I think we do need to make this kind of stand but how could one organise this, without it being taken over by groups with a different agenda? Think what it could mean if we showed the grace to make a grassroots gesture like this here, where we live in relative safety? No one would be marching anywhere, after all so we shouldn't need insurance or Health & Safety approval, or the cancellation of police leave.

Maybe we need a rock singer or a rapper to put a rhythm to this thought...

Above all nations, and above all the cliques of government, and above all extremists...is humanity.

We'll prove it yet.

I'm alright Jack. (Someone else can do it.)

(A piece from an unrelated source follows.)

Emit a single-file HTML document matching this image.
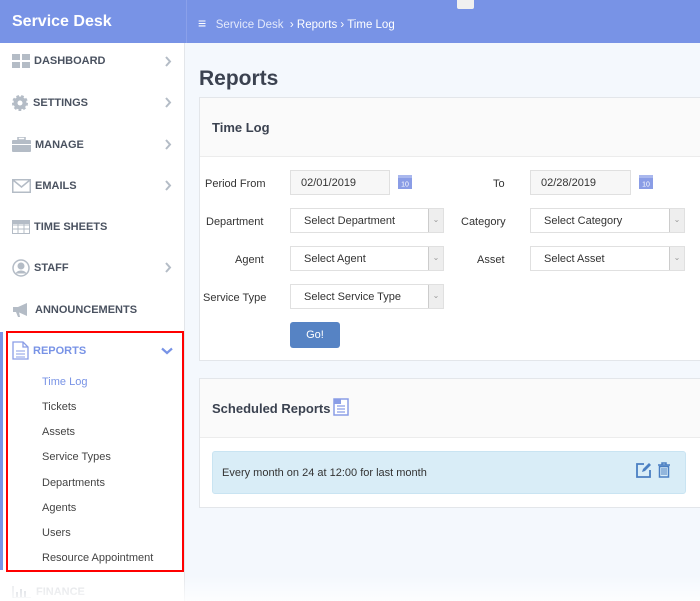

“For evil to triumph it is sufficient for good men to do nothing.”

These words, and innumerable variants of them, are attributed to Edmund Burke. The closest Burke actually comes to these words is thought to be: "When bad men combine, the good must associate; else they will fall one by one, an unpitied sacrifice in a contemptible struggle." This with the usual Wikipedia caveats...

No matter. I go with the first version, partly for sentimental reasons. Over 20 years ago in Cape Town, a fellow Black Sasher supplied me with dozens of orange stickers on which she had had these words printed. I worked out that lifts were good places to ‘place’ this message, provided I was the sole passenger (I am a coward). The stickers did not peel easily, and occasionally the lift doors opened just as I was placing one. Pretty soon I learnt to unobtrusively start the peel, before I got into the lift. I'm not even sure that the stickers delivered a clear message, as more than one person remarked that the message they sent depended on the reader's interpretation of who was good and what was evil!


I felt rage and despair often, in South Africa, because of the "I'm alright Jack" attitude of people who disapproved of racism yet who, I believed, were doing nothing.


So who are our good men, doing something today?

Here's one. Hassan is a Northerner, who has been writing eloquently about the impact of the London bombings. His latest is a Letter from Leeds, which has been posted by Rachel of North London.

Thank you, Hassan, for speaking out and for not passing the buck.